If the local system is unable to send the I/O to the remote system, it is placed in a transfer queue. Use of transfer queues means that asynchronous solutions are unable to handle workloads where the local hosts have high sustained write IO workloads. In these situations, the queue will continuously grow resulting in the Remote systems are never catching up with the local system. In the worst case scenario, the local queue fill up and cause the replication pair relationship to break or fracture. An additional complexity of using transfer queues is that the solution needs to ensure that write operations are applied to the remote system in the same order As they are received at local system. This is most often accomplished by sending IO in the order they were received or by time stamping each IO. Each vendor’s solution has a different implementation for handling transfer queues. In an asynchronous solution, the storage user has no control over the point
(transfer trigger) at which the write is transferred. The local system determines the priority and point at which writes are sent to the remote system. Asynchronous remote replication is ideal for DR solutions where data sources are not critical and that the risk of data loss is acceptable.
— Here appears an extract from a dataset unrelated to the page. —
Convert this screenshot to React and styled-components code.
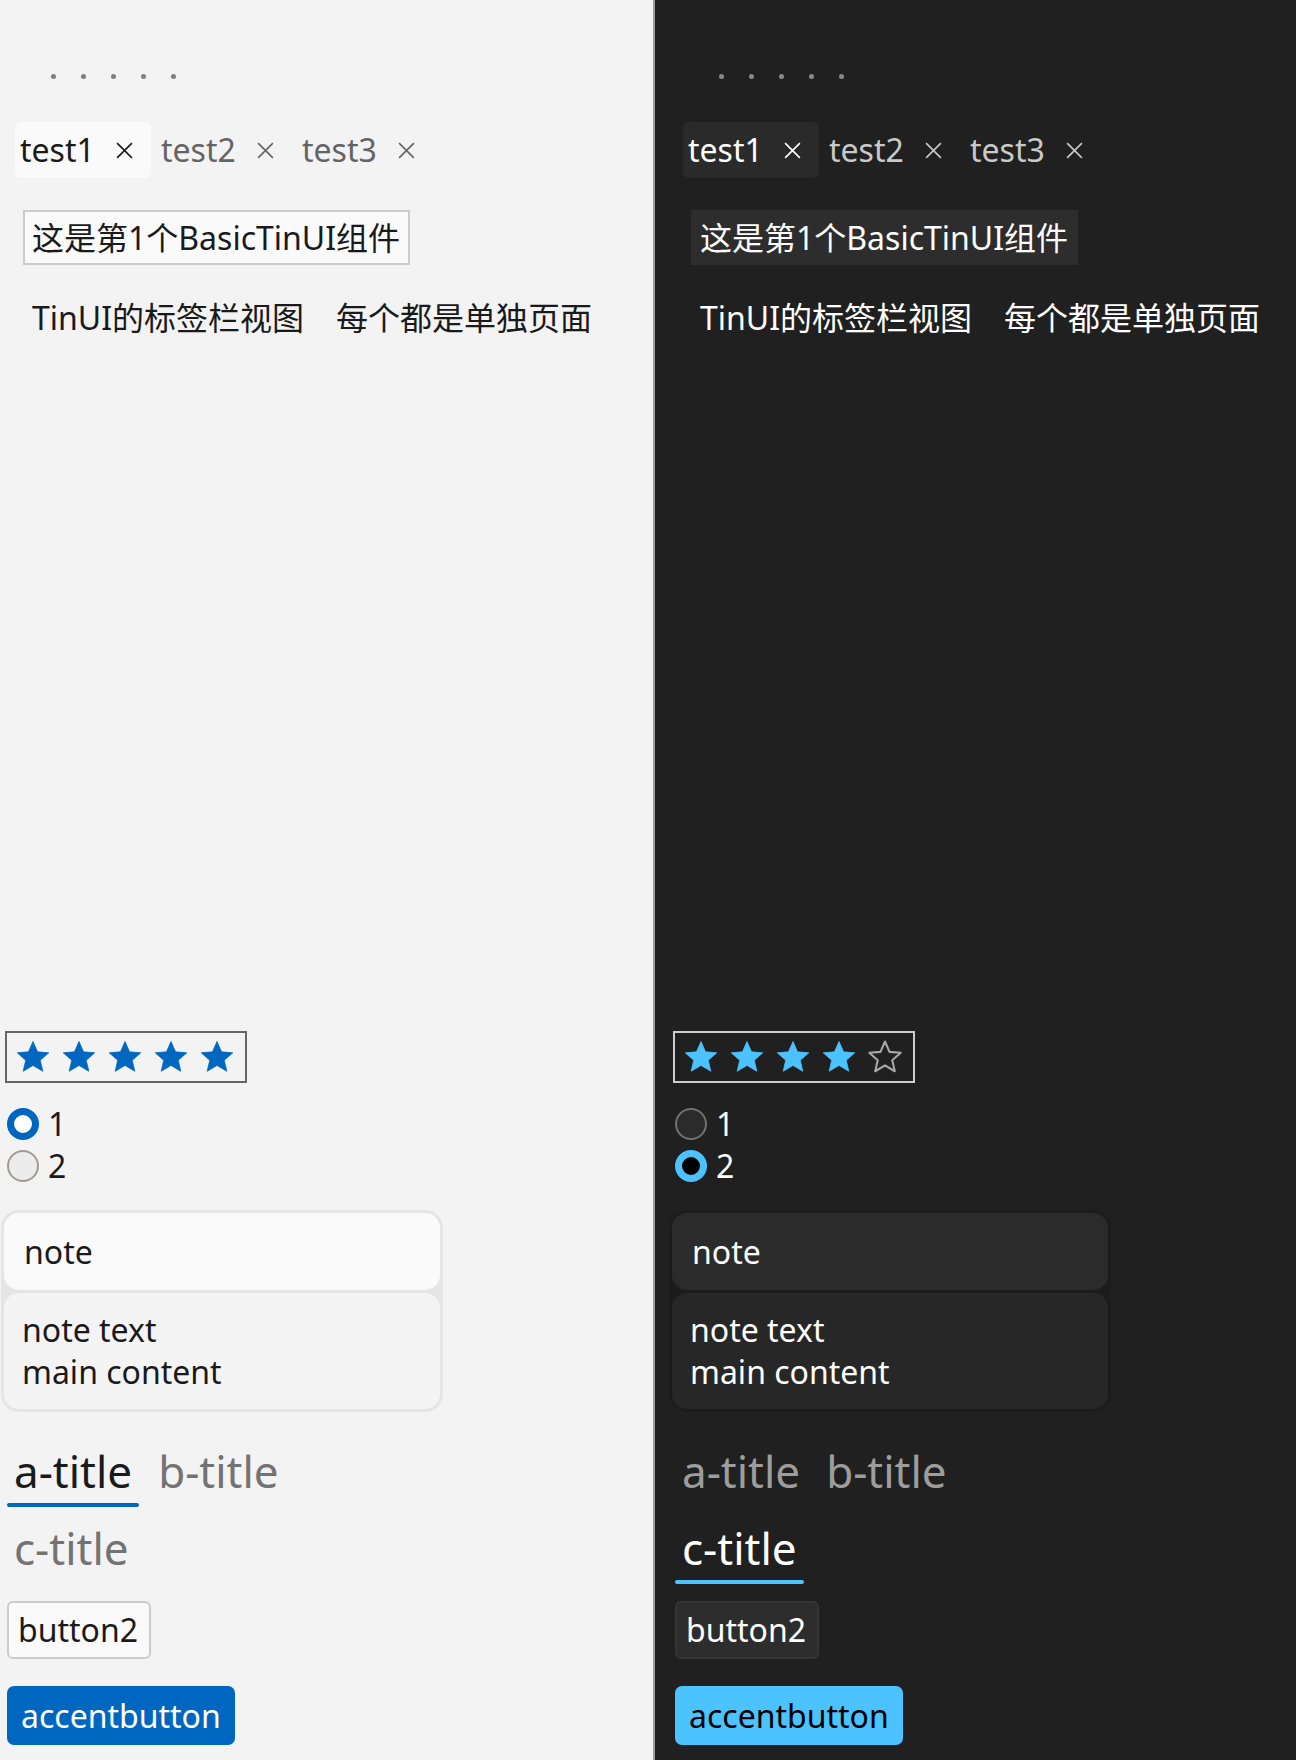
import React, { useState } from 'react';
import styled, { createGlobalStyle, ThemeProvider } from 'styled-components';

const GlobalStyle = createGlobalStyle`
  body {
    margin: 0;
    padding: 0;
    font-family: "Noto Sans", "Noto Sans CJK SC", sans-serif;
  }
`;

const light = {
  bg: '#f3f3f3',
  text: '#1a1a1a',
  muted: '#646464',
  dot: '#7f7f7f',
  tabActive: '#fafafa',
  labelBg: '#fafafa',
  labelBorder: '#cccccc',
  starBorder: '#666666',
  accent: '#0067c0',
  starEmpty: '#9a9a9a',
  radioBg: '#ececec',
  radioBorder: '#a19c98',
  radioCenter: '#ffffff',
  noteOuter: '#e5e5e5',
  noteHead: '#fafafa',
  noteBody: '#f4f4f4',
  titleMuted: '#737373',
  btnBg: '#fafafa',
  btnBorder: '#cccccc',
  accentText: '#ffffff',
  offset: 0,
};

const dark = {
  bg: '#202020',
  text: '#ffffff',
  muted: '#c9c9c9',
  dot: '#8a8a8a',
  tabActive: '#2a2a2a',
  labelBg: '#2d2d2d',
  labelBorder: '#2d2d2d',
  starBorder: '#cccccc',
  accent: '#4cc2ff',
  starEmpty: '#a8a8a8',
  radioBg: '#2b2b2b',
  radioBorder: '#727272',
  radioCenter: '#000000',
  noteOuter: '#1c1c1c',
  noteHead: '#2b2b2b',
  noteBody: '#272727',
  titleMuted: '#9d9d9d',
  btnBg: '#2d2d2d',
  btnBorder: '#353535',
  accentText: '#000000',
  offset: 13,
};

const Page = styled.div`
  display: grid;
  grid-template-columns: 653px 2px 1fr;
  min-height: 1760px;
  width: 1296px;
`;

const Divider = styled.div`
  background: #9a9a9a;
`;

const Panel = styled.div`
  display: flex;
  flex-direction: column;
  align-items: flex-start;
  background: ${(p) => p.theme.bg};
  color: ${(p) => p.theme.text};
  padding-left: ${(p) => p.theme.offset}px;
  font-size: 32px;
  line-height: 44px;
  overflow: hidden;
`;

const Dots = styled.div`
  display: flex;
  gap: 25px;
  margin: 74px 0 0 51px;
`;

const Dot = styled.span`
  width: 5px;
  height: 5px;
  border-radius: 50%;
  background: ${(p) => p.theme.dot};
`;

const TabBar = styled.div`
  display: flex;
  gap: 5px;
  margin: 43px 0 0 15px;
`;

const Tab = styled.div`
  display: flex;
  align-items: center;
  box-sizing: border-box;
  width: 136px;
  height: 56px;
  padding: 0 17px 0 5px;
  border-radius: 6px;
  background: ${(p) => (p.$active ? p.theme.tabActive : 'transparent')};
  color: ${(p) => (p.$active ? p.theme.text : p.theme.muted)};
`;

const Close = styled.svg`
  margin-left: auto;
  width: 19px;
  height: 19px;
`;

const Label = styled.div`
  margin: 32px 0 0 23px;
  height: 51px;
  line-height: 51px;
  padding: 0 8px 0 7px;
  background: ${(p) => p.theme.labelBg};
  border: 2px solid ${(p) => p.theme.labelBorder};
`;

const TextRow = styled.div`
  display: flex;
  gap: 32px;
  margin: 31px 0 0 32px;
`;

const StarBox = styled.div`
  display: flex;
  align-items: center;
  gap: 8px;
  box-sizing: border-box;
  width: 242px;
  height: 52px;
  margin: 691px 0 0 5px;
  padding-left: 7px;
  border: 2px solid ${(p) => p.theme.starBorder};
`;

const RadioGroup = styled.div`
  display: flex;
  flex-direction: column;
  margin: 20px 0 0 7px;
`;

const RadioRow = styled.label`
  display: flex;
  align-items: center;
  gap: 9px;
  height: 42px;
`;

const RadioDot = styled.span`
  box-sizing: border-box;
  width: 32px;
  height: 32px;
  border-radius: 50%;
  background: ${(p) => (p.$on ? p.theme.radioCenter : p.theme.radioBg)};
  border: ${(p) => (p.$on ? `7px solid ${p.theme.accent}` : `2px solid ${p.theme.radioBorder}`)};
`;

const Note = styled.div`
  box-sizing: border-box;
  width: 442px;
  margin: 23px 0 0 1px;
  padding: 3px;
  border-radius: 18px;
  background: ${(p) => p.theme.noteOuter};
  display: flex;
  flex-direction: column;
  gap: 3px;
`;

const NoteHead = styled.div`
  height: 77px;
  line-height: 77px;
  padding-left: 20px;
  border-radius: 15px;
  background: ${(p) => p.theme.noteHead};
`;

const NoteBody = styled.div`
  box-sizing: border-box;
  height: 116px;
  padding: 16px 18px 0;
  line-height: 42px;
  border-radius: 15px;
  background: ${(p) => p.theme.noteBody};
`;

const TitleBar = styled.div`
  display: flex;
  flex-wrap: wrap;
  column-gap: 12px;
  row-gap: 14px;
  width: 300px;
  margin: 32px 0 0 7px;
`;

const TitleItem = styled.div`
  display: flex;
  flex-direction: column;
  align-items: stretch;
  padding: 0 7px;
  font-size: 44px;
  line-height: 54px;
  color: ${(p) => (p.$active ? p.theme.text : p.theme.titleMuted)};
  &::after {
    content: '';
    height: 4px;
    margin: 5px -7px 0;
    border-radius: 2px;
    background: ${(p) => (p.$active ? p.theme.accent : 'transparent')};
  }
`;

const Button = styled.button`
  font: inherit;
  height: 58px;
  margin: 17px 0 0 7px;
  padding: 0 11px 0 9px;
  border-radius: 6px;
  border: 2px solid ${(p) => p.theme.btnBorder};
  background: ${(p) => p.theme.btnBg};
  color: ${(p) => p.theme.text};
`;

const AccentButton = styled(Button)`
  height: 59px;
  margin-top: 27px;
  padding: 0 12px;
  border-radius: 7px;
  border-color: ${(p) => p.theme.accent};
  background: ${(p) => p.theme.accent};
  color: ${(p) => p.theme.accentText};
`;

const StarSvg = styled.svg`
  width: 38px;
  height: 38px;
  fill: ${(p) => (p.$filled ? p.theme.accent : 'none')};
  stroke: ${(p) => (p.$filled ? p.theme.accent : p.theme.starEmpty)};
  stroke-width: ${(p) => (p.$filled ? 0.5 : 1.3)};
`;

const Star = ({ filled }) => (
  <StarSvg viewBox="0 0 24 24" $filled={filled}>
    <path
      d="M12 2.2l2.85 6.55 7.1.62-5.38 4.68 1.62 6.95L12 17.3 5.8 21l1.62-6.95L2.05 9.37l7.1-.62z"
      strokeLinejoin="round"
    />
  </StarSvg>
);

const CloseIcon = () => (
  <Close viewBox="0 0 18 18">
    <path d="M2 2L16 16M16 2L2 16" stroke="currentColor" strokeWidth="1.5" />
  </Close>
);

const tabs = ['test1', 'test2', 'test3'];
const titles = ['a-title', 'b-title', 'c-title'];

const Demo = ({ rating, choice, title }) => {
  const [current, setCurrent] = useState(choice);
  const [activeTitle, setActiveTitle] = useState(title);

  return (
    <Panel>
      <Dots>
        {[0, 1, 2, 3, 4].map((i) => (
          <Dot key={i} />
        ))}
      </Dots>
      <TabBar>
        {tabs.map((t, i) => (
          <Tab key={t} $active={i === 0}>
            {t}
            <CloseIcon />
          </Tab>
        ))}
      </TabBar>
      <Label>这是第1个BasicTinUI组件</Label>
      <TextRow>
        <span>TinUI的标签栏视图</span>
        <span>每个都是单独页面</span>
      </TextRow>
      <StarBox>
        {[0, 1, 2, 3, 4].map((i) => (
          <Star key={i} filled={i < rating} />
        ))}
      </StarBox>
      <RadioGroup>
        {['1', '2'].map((r) => (
          <RadioRow key={r} onClick={() => setCurrent(r)}>
            <RadioDot $on={current === r} />
            {r}
          </RadioRow>
        ))}
      </RadioGroup>
      <Note>
        <NoteHead>note</NoteHead>
        <NoteBody>
          note text
          <br />
          main content
        </NoteBody>
      </Note>
      <TitleBar>
        {titles.map((t) => (
          <TitleItem key={t} $active={activeTitle === t} onClick={() => setActiveTitle(t)}>
            {t}
          </TitleItem>
        ))}
      </TitleBar>
      <Button>button2</Button>
      <AccentButton>accentbutton</AccentButton>
    </Panel>
  );
};

const App = () => (
  <Page>
    <GlobalStyle />
    <ThemeProvider theme={light}>
      <Demo rating={5} choice="1" title="a-title" />
    </ThemeProvider>
    <Divider />
    <ThemeProvider theme={dark}>
      <Demo rating={4} choice="2" title="c-title" />
    </ThemeProvider>
  </Page>
);

export default App;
It is aimed at solutions where RPO of minutes to hours are acceptable.
Asynchronous replication has the following advantages: -
- No distance limitations
- Lower bandwidths requirement than synchronous replication
- Latency does not immediately impact host performance
Asynchronous replication has the following disadvantages: -
- Potential data loss with data held in transfer queue
- Limited ability to handle sustained I/O load
- No controls over transfer trigger or replication lag
*The recovery point objective (RPO) defines how current the data must be or how much data an organization can afford to lose. The greater the RPO, the more tolerant the process is to interruption.
**The recovery time objective (RTO) specifies the maximum elapsed time to recover an application at an alternate site. The greater the RTO, the longer the process can take to be restored.